[DATA SECTION]
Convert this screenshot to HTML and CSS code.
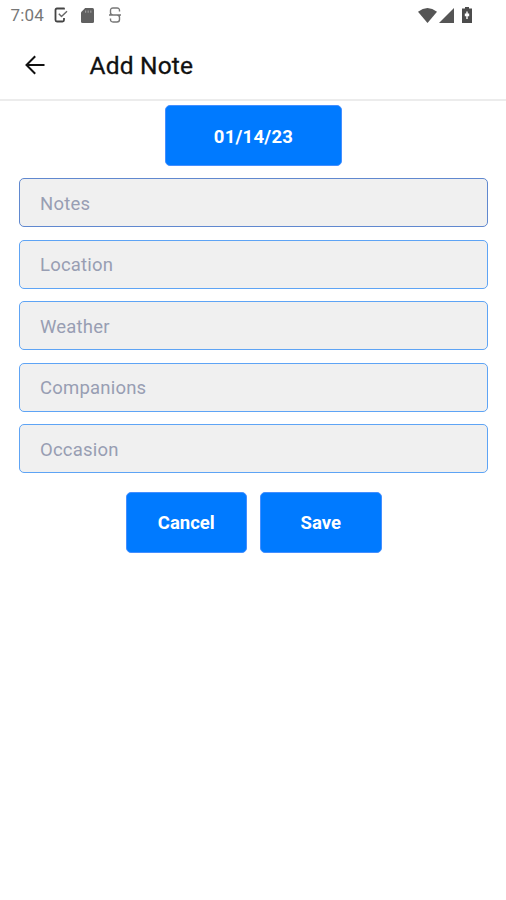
FILE: index.html
```html
<!DOCTYPE html>
<html lang="en">
<head>
<meta charset="utf-8">
<title>Add Note</title>
<link rel="stylesheet" href="styles.css">
</head>
<body>
<div class="status">
  <span class="time">7:04</span>
  <svg class="clip" width="14" height="16" viewBox="0 0 14 16" fill="none" stroke-linejoin="round"><path stroke="#444" stroke-width="1.8" d="M10 2.5V1.5H3Q1.5 1.5 1.5 3v10q0 1.5 1.5 1.5h5.5q1.5 0 1.5-1.5v-2"/><path stroke="#666" stroke-width="1.4" d="M4.8 6.8l2.7 2.7L13 4.2"/></svg>
  <svg class="sd" width="13" height="15" viewBox="0 0 13 15"><path fill="#606060" d="M4.2 0H11.5A1.5 1.5 0 0 1 13 1.5v12a1.5 1.5 0 0 1-1.5 1.5h-10A1.5 1.5 0 0 1 0 13.5V4.2z"/><path stroke="#999" stroke-width="1.2" d="M4.6 2.4v2.4M7.2 2.4v2.4M9.8 2.4v2.4"/></svg>
  <svg class="sync" width="12" height="16" viewBox="0 0 12 16" fill="none" stroke="#777" stroke-width="1.4"><path d="M10.5 4.500V3.500Q10.500 1 8 1H4Q1.500 1 1.500 3.500V5.500Q1.500 8 4 8H8Q10.500 8 10.500 10.500V12.500Q10.500 15 8 15H4Q1.500 15 1.500 12.500V11.500M0 8h12"/></svg>
  <span class="spacer"></span>
  <svg class="wifi" width="19" height="15" viewBox="0 0 19 15"><path fill="#555" d="M0 3.8Q9.5-3.6 19 3.8L9.5 15z"/></svg>
  <svg class="signal" width="15" height="15" viewBox="0 0 15 15"><path fill="#555" d="M15 0v15H0z"/></svg>
  <svg class="battery" width="10" height="16" viewBox="0 0 10 16"><path fill="#4c4c4c" d="M3 0h4v1.500h3V16H0V1.500h3z"/><path fill="#fff" d="M4.300 4.500h1.400v2h1.500v2.700H5.700V12H4.300V9.200H2.800V6.500h1.500z"/></svg>
</div>
<header class="header">
  <svg class="back" width="20" height="20" viewBox="0 0 20 20" fill="none" stroke="#111" stroke-width="2"><path d="M19.5 10H1.800M10.200 1.300L1.500 10l8.700 8.700"/></svg>
  <h1 class="title">Add Note</h1>
</header>
<main class="form">
  <button class="button date">01/14/23</button>
  <div class="fields">
    <input class="field active" placeholder="Notes">
    <input class="field" placeholder="Location">
    <input class="field" placeholder="Weather">
    <input class="field" placeholder="Companions">
    <input class="field" placeholder="Occasion">
  </div>
  <div class="actions">
    <button class="button">Cancel</button>
    <button class="button">Save</button>
  </div>
</main>
</body>
</html>
```
FILE: styles.css
```css
* { box-sizing: border-box; }
body {
  margin: 0;
  height: 900px;
  background: #fff;
  font-family: Roboto, sans-serif;
}
svg { display: block; flex: none; }
.status {
  display: flex;
  align-items: center;
  height: 30px;
  padding: 0 34px 0 10.5px;
}
.time { width: 43.5px; font-size: 17px; letter-spacing: 0.2px; color: #777; }
.sd { margin-left: 13px; }
.sync { margin-left: 15px; }
.spacer { flex: 1; }
.signal { margin-left: 2px; }
.battery { margin-left: 8px; }
.header {
  display: flex;
  align-items: center;
  height: 71px;
  padding: 0 25px;
  border-bottom: 2px solid #ececec;
}
.title {
  margin: 2px 0 0 44.5px;
  font-size: 24.5px;
  font-weight: 400;
  letter-spacing: 0.2px;
  color: #111;
  -webkit-text-stroke: 0.3px #111;
}
.form {
  display: flex;
  flex-direction: column;
  align-items: center;
  padding: 4px 18px 0 19px;
}
.button {
  width: 121.5px;
  height: 61px;
  padding: 2px 0 0;
  border: 1px solid #448fff;
  border-radius: 5px;
  background: #007aff;
  color: #fff;
  font: 700 18.5px Roboto, sans-serif;
}
.date { width: 177px; letter-spacing: 0.25px; }
.fields {
  display: grid;
  gap: 12.5px;
  width: 100%;
  margin-top: 12px;
}
.field {
  width: 100%;
  height: 49px;
  padding: 2px 20px 0;
  border: 1px solid #5ea4f5;
  border-radius: 5px;
  background: #f0f0f0;
  font: 400 18.5px Roboto, sans-serif;
  letter-spacing: 0.2px;
}
.field.active { border-color: #6088cf; }
.field::placeholder { color: #989eb3; opacity: 1; }
.actions { display: flex; gap: 13px; margin-top: 18.5px; }
```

[WRITTEN EXERCISE] The data above needs to be retyped exactly, with the images left out.

[CORRECT OUTPUT]
Convert this screenshot to HTML and CSS code.
FILE: index.html
```html
<!DOCTYPE html>
<html lang="en">
<head>
<meta charset="utf-8">
<title>Add Note</title>
<link rel="stylesheet" href="styles.css">
</head>
<body>
<div class="status">
  <span class="time">7:04</span>
  <svg class="clip" width="14" height="16" viewBox="0 0 14 16" fill="none" stroke-linejoin="round"><path stroke="#444" stroke-width="1.8" d="M10 2.5V1.5H3Q1.5 1.5 1.5 3v10q0 1.5 1.5 1.5h5.5q1.5 0 1.5-1.5v-2"/><path stroke="#666" stroke-width="1.4" d="M4.8 6.8l2.7 2.7L13 4.2"/></svg>
  <svg class="sd" width="13" height="15" viewBox="0 0 13 15"><path fill="#606060" d="M4.2 0H11.5A1.5 1.5 0 0 1 13 1.5v12a1.5 1.5 0 0 1-1.5 1.5h-10A1.5 1.5 0 0 1 0 13.5V4.2z"/><path stroke="#999" stroke-width="1.2" d="M4.6 2.4v2.4M7.2 2.4v2.4M9.8 2.4v2.4"/></svg>
  <svg class="sync" width="12" height="16" viewBox="0 0 12 16" fill="none" stroke="#777" stroke-width="1.4"><path d="M10.5 4.500V3.500Q10.500 1 8 1H4Q1.500 1 1.500 3.500V5.500Q1.500 8 4 8H8Q10.500 8 10.500 10.500V12.500Q10.500 15 8 15H4Q1.500 15 1.500 12.500V11.500M0 8h12"/></svg>
  <span class="spacer"></span>
  <svg class="wifi" width="19" height="15" viewBox="0 0 19 15"><path fill="#555" d="M0 3.8Q9.5-3.6 19 3.8L9.5 15z"/></svg>
  <svg class="signal" width="15" height="15" viewBox="0 0 15 15"><path fill="#555" d="M15 0v15H0z"/></svg>
  <svg class="battery" width="10" height="16" viewBox="0 0 10 16"><path fill="#4c4c4c" d="M3 0h4v1.500h3V16H0V1.500h3z"/><path fill="#fff" d="M4.300 4.500h1.400v2h1.500v2.700H5.700V12H4.300V9.200H2.800V6.500h1.500z"/></svg>
</div>
<header class="header">
  <svg class="back" width="20" height="20" viewBox="0 0 20 20" fill="none" stroke="#111" stroke-width="2"><path d="M19.5 10H1.800M10.200 1.300L1.500 10l8.700 8.700"/></svg>
  <h1 class="title">Add Note</h1>
</header>
<main class="form">
  <button class="button date">01/14/23</button>
  <div class="fields">
    <input class="field active" placeholder="Notes">
    <input class="field" placeholder="Location">
    <input class="field" placeholder="Weather">
    <input class="field" placeholder="Companions">
    <input class="field" placeholder="Occasion">
  </div>
  <div class="actions">
    <button class="button">Cancel</button>
    <button class="button">Save</button>
  </div>
</main>
</body>
</html>
```
FILE: styles.css
```css
* { box-sizing: border-box; }
body {
  margin: 0;
  height: 900px;
  background: #fff;
  font-family: Roboto, sans-serif;
}
svg { display: block; flex: none; }
.status {
  display: flex;
  align-items: center;
  height: 30px;
  padding: 0 34px 0 10.5px;
}
.time { width: 43.5px; font-size: 17px; letter-spacing: 0.2px; color: #777; }
.sd { margin-left: 13px; }
.sync { margin-left: 15px; }
.spacer { flex: 1; }
.signal { margin-left: 2px; }
.battery { margin-left: 8px; }
.header {
  display: flex;
  align-items: center;
  height: 71px;
  padding: 0 25px;
  border-bottom: 2px solid #ececec;
}
.title {
  margin: 2px 0 0 44.5px;
  font-size: 24.5px;
  font-weight: 400;
  letter-spacing: 0.2px;
  color: #111;
  -webkit-text-stroke: 0.3px #111;
}
.form {
  display: flex;
  flex-direction: column;
  align-items: center;
  padding: 4px 18px 0 19px;
}
.button {
  width: 121.5px;
  height: 61px;
  padding: 2px 0 0;
  border: 1px solid #448fff;
  border-radius: 5px;
  background: #007aff;
  color: #fff;
  font: 700 18.5px Roboto, sans-serif;
}
.date { width: 177px; letter-spacing: 0.25px; }
.fields {
  display: grid;
  gap: 12.5px;
  width: 100%;
  margin-top: 12px;
}
.field {
  width: 100%;
  height: 49px;
  padding: 2px 20px 0;
  border: 1px solid #5ea4f5;
  border-radius: 5px;
  background: #f0f0f0;
  font: 400 18.5px Roboto, sans-serif;
  letter-spacing: 0.2px;
}
.field.active { border-color: #6088cf; }
.field::placeholder { color: #989eb3; opacity: 1; }
.actions { display: flex; gap: 13px; margin-top: 18.5px; }
```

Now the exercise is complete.